Cloud and cloud-native development don’t necessitate a DevOps approach. And not every DevOps organisation or software development teams that work to less formalised DevOps methodologies and principles only build cloud-first software. However, cloud development and DevOps processes are a natural alliance.

Sticking to DevOps principles and methodologies is made easier by the standardisation of cloud services and unification of development, testing and operations environments. And, likewise, cloud-native development benefits from standardised, repeatable and automated DevOps processes that shorten deployment cycles as part of a CI/CD pipeline.

Measuring the performance of a DevOps initiative is key to understanding both the benefits and where there are strengths/weaknesses. Substantial research has been carried out by the DevOps Research and Assessment (DORA) report, state of DevOps 2021. Through six years of research it has identified four key metrics that indicate the performance of a software development team: 

• deployment Frequency — How often an organisation successfully releases to production
• lead time for changes — The amount of time it takes a commit to get into production
• change failure rate — The percentage of deployments causing a failure in production
• time to restore service — How long it takes an organisation to recover from a failure in production.

You can apply these practices using any of the public clouds.

For any service to be put in front of the healthcare workforce, citizens and patients, it has to meet the Digital Service Standard by the UK Government Digital Service, a set of 18 criteria that have to be considered.

One of the criteria is that all new source code is made open and published under an open-source licence.

This goes hand in hand with the UK Government Digital Service tenth design principle: make things open: it makes things better. If you encourage teams to code it is open and thus easier to work on it with others. You don't need to give them special access or make complicated business arrangements.
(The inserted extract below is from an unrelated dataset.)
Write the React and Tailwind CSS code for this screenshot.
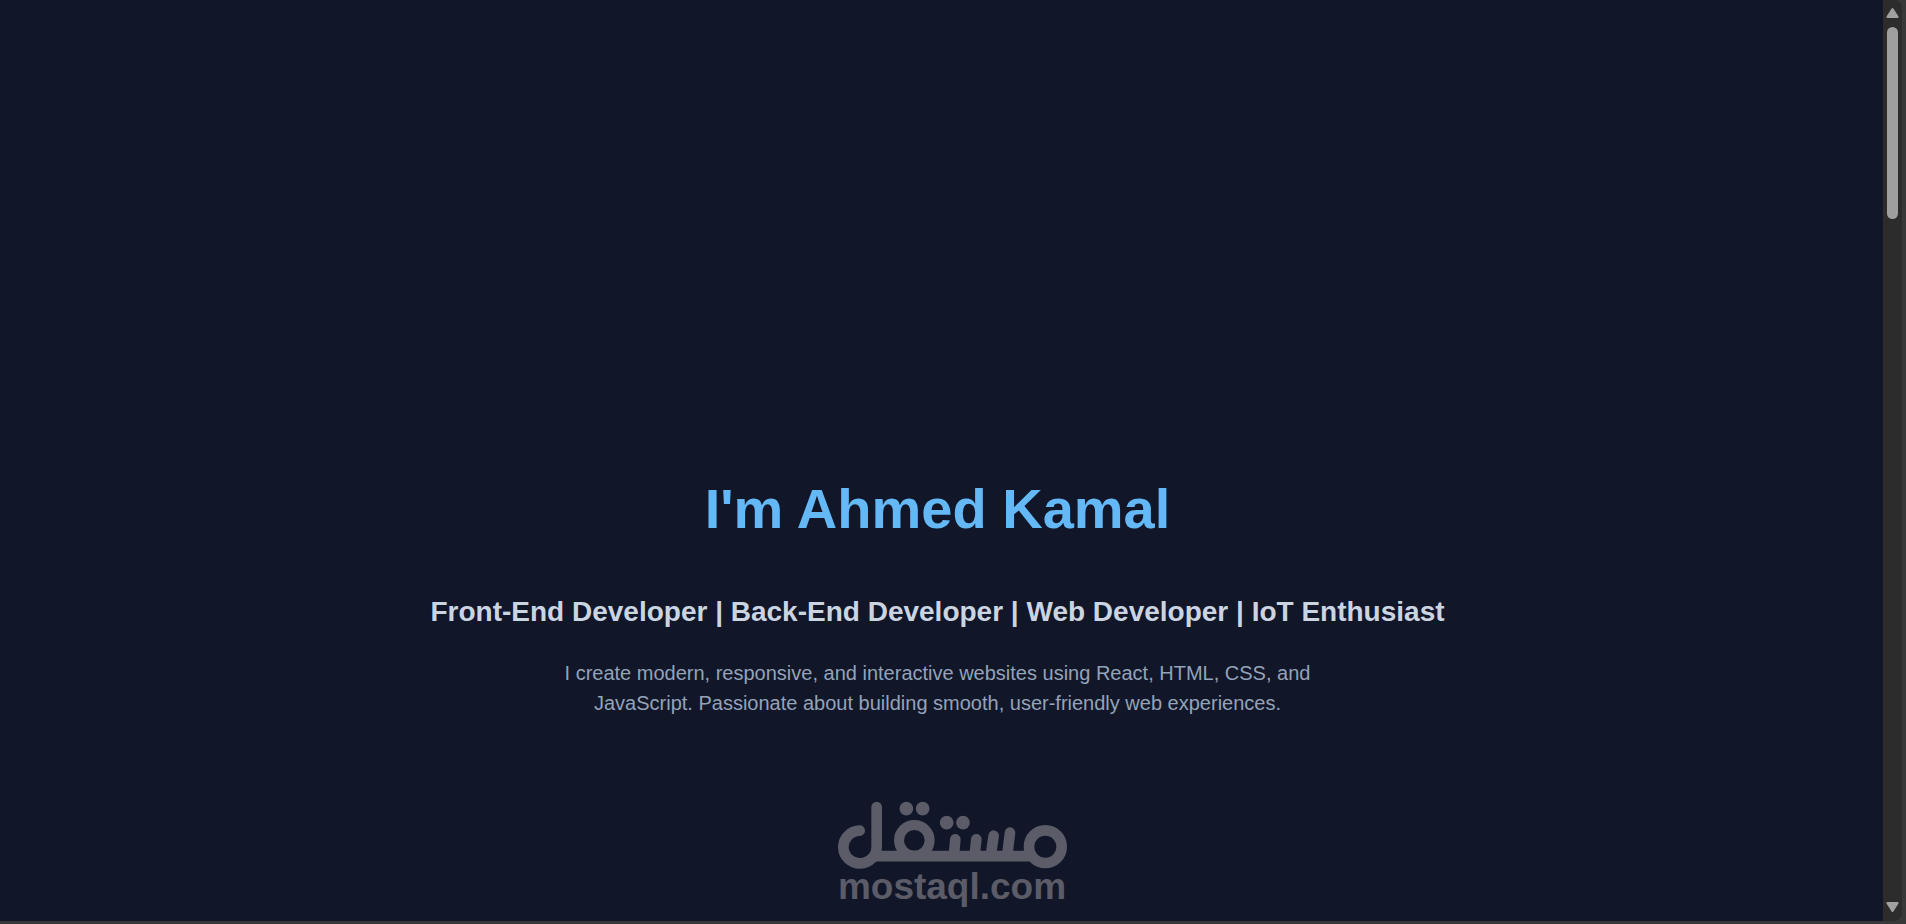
const roles = ['Front-End Developer', 'Back-End Developer', 'Web Developer', 'IoT Enthusiast'];

function Hero() {
  return (
    <section className="flex flex-1 flex-col items-center justify-end pr-2 pb-[203px] text-center">
      <h1 className="text-[56px] leading-[64px] font-bold text-[#63b8f5]">I'm Ahmed Kamal</h1>
      <h2 className="mt-[55px] text-[28px] leading-8 font-bold text-[#cbd5e1]">
        {roles.join(' | ')}
      </h2>
      <p className="mt-[30px] max-w-[800px] text-[20px] leading-[30px] text-[#94a3b8]">
        I create modern, responsive, and interactive websites using React, HTML, CSS, and
        JavaScript. Passionate about building smooth, user-friendly web experiences.
      </p>
    </section>
  );
}

function Scrollbar() {
  return (
    <div aria-hidden="true" className="flex w-[23px] bg-[#383838]">
      <div className="flex w-[19px] flex-col items-center rounded-r-lg bg-[#2c2c2c] pt-2 pb-[9px]">
        <svg className="h-[10px] w-[13px] fill-[#a0a0a0]" viewBox="0 0 13 10">
          <path d="M5.6.6Q6.5-.4 7.4.6L12.5 8.4Q13 10 11.4 10H1.6Q0 10 .5 8.4Z" />
        </svg>
        <div className="mt-[9px] h-48 w-[11px] rounded-full bg-[#9f9f9f]" />
        <svg className="mt-auto h-[10px] w-[13px] fill-[#a0a0a0]" viewBox="0 0 13 10">
          <path d="M5.6 9.4Q6.5 10.4 7.4 9.4L12.5 1.6Q13 0 11.4 0H1.6Q0 0 .5 1.6Z" />
        </svg>
      </div>
    </div>
  );
}

function Watermark() {
  return (
    <div className="pointer-events-none absolute inset-x-0 bottom-4 flex flex-col items-center pr-[2px] text-[#5b5c67]">
      <svg
        className="h-[68px] w-[229px]"
        viewBox="54 62 687 204"
        fill="none"
        stroke="currentColor"
        strokeWidth="32"
        strokeLinecap="round"
        role="img"
        aria-label="مستقل"
      >
        <circle cx="676" cy="199" r="49" />
        <circle cx="283" cy="180" r="46" strokeWidth="30" />
        <path d="M165 227.5H640" strokeLinecap="butt" />
        <path d="M170 80V199A50 49 0 1 1 119 151" />
        <path d="M406 177L402 222M469 177L464 222M521 166L513 222M570 157L562 222" />
        <g fill="currentColor" stroke="none">
          <circle cx="259" cy="85" r="20.5" />
          <circle cx="308" cy="85" r="20.5" />
          <circle cx="380" cy="127" r="20.5" />
          <circle cx="429" cy="127" r="20.5" />
        </g>
      </svg>
      <span className="text-[37px] leading-9 font-bold">mostaql.com</span>
    </div>
  );
}

export default function App() {
  return (
    <div className="relative flex h-screen flex-col overflow-hidden border-b-3 border-[#383838] bg-[#111629] font-['Liberation_Sans',Arial,sans-serif]">
      <div className="flex flex-1">
        <Hero />
        <Scrollbar />
      </div>
      <Watermark />
    </div>
  );
}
This is enabled by using cloud-based code repository services such as GitHub and Gitlab that offer free service packages to host code and provide the means for code to be commented upon and open-sourced.
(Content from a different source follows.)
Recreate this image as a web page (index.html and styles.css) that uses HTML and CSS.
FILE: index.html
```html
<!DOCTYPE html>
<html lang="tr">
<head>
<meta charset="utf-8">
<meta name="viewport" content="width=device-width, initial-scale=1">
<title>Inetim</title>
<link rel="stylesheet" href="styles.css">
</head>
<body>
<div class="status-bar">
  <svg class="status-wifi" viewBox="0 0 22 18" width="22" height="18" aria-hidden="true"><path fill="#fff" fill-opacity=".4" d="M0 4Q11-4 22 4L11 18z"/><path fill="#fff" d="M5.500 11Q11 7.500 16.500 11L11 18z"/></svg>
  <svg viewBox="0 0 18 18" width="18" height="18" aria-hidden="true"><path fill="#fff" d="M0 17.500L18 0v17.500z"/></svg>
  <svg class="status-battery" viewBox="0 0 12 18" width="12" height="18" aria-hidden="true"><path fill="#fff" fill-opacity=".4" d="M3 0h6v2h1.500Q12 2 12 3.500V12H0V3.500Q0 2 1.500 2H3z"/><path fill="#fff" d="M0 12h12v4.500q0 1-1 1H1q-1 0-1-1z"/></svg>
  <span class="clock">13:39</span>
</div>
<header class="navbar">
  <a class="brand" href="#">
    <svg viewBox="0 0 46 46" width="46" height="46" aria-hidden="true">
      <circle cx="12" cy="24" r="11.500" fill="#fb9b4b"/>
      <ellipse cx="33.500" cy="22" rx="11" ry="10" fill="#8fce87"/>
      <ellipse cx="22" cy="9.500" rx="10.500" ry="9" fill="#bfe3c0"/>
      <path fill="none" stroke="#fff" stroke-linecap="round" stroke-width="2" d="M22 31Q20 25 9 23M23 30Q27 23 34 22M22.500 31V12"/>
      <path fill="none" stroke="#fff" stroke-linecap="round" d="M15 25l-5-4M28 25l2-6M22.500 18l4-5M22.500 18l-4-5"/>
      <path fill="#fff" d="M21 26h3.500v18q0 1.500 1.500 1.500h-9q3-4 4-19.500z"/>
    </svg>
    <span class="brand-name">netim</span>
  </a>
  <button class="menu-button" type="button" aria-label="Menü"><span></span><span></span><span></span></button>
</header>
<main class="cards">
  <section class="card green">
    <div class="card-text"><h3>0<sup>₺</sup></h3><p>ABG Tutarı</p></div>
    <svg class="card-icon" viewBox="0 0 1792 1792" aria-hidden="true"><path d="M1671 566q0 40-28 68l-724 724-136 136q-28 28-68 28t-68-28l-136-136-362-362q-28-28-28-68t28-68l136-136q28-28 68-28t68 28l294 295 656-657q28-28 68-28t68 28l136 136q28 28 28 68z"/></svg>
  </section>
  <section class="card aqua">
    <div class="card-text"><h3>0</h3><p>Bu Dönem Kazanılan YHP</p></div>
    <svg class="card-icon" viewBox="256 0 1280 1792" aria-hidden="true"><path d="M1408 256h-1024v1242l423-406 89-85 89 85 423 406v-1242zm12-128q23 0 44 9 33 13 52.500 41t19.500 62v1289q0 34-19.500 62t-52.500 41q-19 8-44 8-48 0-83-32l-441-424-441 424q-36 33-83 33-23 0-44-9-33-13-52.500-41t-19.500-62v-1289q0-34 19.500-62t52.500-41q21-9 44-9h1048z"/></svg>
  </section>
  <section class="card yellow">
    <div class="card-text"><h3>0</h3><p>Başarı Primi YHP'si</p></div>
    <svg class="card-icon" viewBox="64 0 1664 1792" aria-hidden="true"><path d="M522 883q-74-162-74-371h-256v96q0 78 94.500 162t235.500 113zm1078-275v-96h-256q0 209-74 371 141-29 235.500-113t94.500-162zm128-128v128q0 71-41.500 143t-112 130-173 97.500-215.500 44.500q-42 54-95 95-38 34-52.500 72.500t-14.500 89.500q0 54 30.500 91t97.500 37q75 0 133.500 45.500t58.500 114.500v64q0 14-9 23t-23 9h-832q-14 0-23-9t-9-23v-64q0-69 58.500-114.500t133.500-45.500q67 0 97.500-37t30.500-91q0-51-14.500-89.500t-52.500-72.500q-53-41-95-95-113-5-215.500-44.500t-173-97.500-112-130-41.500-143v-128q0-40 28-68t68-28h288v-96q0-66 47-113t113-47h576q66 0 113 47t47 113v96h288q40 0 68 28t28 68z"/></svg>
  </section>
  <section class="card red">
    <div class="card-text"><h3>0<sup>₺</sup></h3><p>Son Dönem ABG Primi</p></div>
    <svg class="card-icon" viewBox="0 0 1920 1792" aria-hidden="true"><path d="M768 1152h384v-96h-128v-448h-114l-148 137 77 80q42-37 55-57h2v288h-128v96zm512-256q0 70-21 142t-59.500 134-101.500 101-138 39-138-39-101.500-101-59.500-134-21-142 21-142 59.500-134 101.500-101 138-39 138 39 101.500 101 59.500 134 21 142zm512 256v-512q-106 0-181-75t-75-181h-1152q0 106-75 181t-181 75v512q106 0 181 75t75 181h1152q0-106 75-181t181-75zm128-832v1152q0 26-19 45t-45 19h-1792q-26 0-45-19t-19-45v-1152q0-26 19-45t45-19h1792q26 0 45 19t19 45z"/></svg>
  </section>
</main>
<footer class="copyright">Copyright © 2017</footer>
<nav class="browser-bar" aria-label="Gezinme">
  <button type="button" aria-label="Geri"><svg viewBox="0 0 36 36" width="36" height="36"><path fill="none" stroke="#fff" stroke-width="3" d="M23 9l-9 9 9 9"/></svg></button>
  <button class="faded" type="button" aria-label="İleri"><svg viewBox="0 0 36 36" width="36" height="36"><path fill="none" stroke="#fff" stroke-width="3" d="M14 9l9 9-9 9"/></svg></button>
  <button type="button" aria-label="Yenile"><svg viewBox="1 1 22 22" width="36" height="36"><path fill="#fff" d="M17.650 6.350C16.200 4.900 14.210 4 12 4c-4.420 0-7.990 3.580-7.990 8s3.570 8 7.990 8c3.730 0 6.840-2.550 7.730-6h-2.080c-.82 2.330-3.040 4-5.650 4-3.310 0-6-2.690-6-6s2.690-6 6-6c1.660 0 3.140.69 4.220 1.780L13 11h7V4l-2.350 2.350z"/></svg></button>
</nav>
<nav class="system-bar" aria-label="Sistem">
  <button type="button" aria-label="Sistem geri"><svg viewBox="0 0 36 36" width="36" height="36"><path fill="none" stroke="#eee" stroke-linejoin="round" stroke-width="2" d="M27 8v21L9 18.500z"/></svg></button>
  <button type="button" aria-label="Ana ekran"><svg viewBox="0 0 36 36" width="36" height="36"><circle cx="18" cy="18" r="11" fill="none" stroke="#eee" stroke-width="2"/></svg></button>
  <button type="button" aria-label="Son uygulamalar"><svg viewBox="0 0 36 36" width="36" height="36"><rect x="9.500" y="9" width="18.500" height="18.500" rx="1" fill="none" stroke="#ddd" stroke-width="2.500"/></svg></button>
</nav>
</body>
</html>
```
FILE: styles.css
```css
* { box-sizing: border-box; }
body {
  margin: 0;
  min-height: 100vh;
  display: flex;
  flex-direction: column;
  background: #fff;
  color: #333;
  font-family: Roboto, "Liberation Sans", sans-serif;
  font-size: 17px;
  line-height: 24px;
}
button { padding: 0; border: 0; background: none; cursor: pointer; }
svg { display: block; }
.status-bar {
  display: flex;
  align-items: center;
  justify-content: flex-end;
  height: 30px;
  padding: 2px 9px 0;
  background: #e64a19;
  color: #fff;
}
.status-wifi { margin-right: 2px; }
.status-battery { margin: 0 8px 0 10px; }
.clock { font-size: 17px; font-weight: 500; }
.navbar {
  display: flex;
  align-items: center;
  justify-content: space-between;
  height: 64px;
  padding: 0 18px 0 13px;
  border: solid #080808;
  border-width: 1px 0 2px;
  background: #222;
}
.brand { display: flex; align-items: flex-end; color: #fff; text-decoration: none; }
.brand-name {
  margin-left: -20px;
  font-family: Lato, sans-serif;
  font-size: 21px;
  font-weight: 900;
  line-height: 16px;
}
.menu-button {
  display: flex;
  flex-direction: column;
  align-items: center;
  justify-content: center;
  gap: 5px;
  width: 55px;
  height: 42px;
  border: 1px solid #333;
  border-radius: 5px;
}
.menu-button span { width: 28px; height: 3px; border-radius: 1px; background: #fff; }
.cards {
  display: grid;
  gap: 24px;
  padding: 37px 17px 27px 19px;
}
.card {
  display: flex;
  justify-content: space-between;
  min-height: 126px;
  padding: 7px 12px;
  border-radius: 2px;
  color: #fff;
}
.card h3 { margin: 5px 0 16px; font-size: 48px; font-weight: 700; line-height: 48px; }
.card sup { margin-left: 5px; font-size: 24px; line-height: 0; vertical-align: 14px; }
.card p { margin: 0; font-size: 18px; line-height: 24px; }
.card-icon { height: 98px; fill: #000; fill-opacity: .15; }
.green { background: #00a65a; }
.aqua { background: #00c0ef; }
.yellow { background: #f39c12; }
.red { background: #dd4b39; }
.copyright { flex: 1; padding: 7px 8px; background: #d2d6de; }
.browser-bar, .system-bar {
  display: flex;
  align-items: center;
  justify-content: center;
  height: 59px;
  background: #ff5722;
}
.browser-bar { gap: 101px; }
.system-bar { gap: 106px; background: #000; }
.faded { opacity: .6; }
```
Each organisation must publish its code in the open including any infrastructure as code but must not include any sensitive details within their code such as personally identifiable information, usernames, and passwords, or IP addresses.

Infrastructure as Code (IaC) is the management of infrastructure (networks, virtual machines, load balancers, and connection topology) in a descriptive model, using the same versioning as the DevOps team uses for source code. In a similar way to the principle that the same source code generates the same binary, an IaC model generates the same environment every time it is applied. IaC is a key DevOps practice and is used in conjunction with continuous delivery.

Infrastructure as Code enables DevOps teams to test applications in production-like environments early in the development cycle. These teams expect to deliver multiple test environments reliably and on-demand. Infrastructure represented as code can also be validated and tested to prevent common deployment issues. At the same time, the cloud dynamically provisions and tears down environments based on IaC definitions.

Teams who implement IaC can deliver stable environments rapidly and at scale. Teams avoid manual configuration of environments and enforce consistency by representing the desired state of their environments via code. Infrastructure deployments with IaC are repeatable and prevent runtime issues caused by configuration drift or missing dependencies. DevOps teams can work together with a unified set of practices and tools to deliver applications and their supporting infrastructure rapidly, reliably, and at scale. The use of Infrastructure as code is strongly encouraged with cloud-agnostic IaC languages preferred such as Terraform or Ansible. However, in some cases it may be preferred to use a cloud vendor IaC cloud software development kit such as AWS cloud formation or Azure PowerShell if the agnostic provider doesn't have the feature available, but you may need to migrate this code over once the feature is available.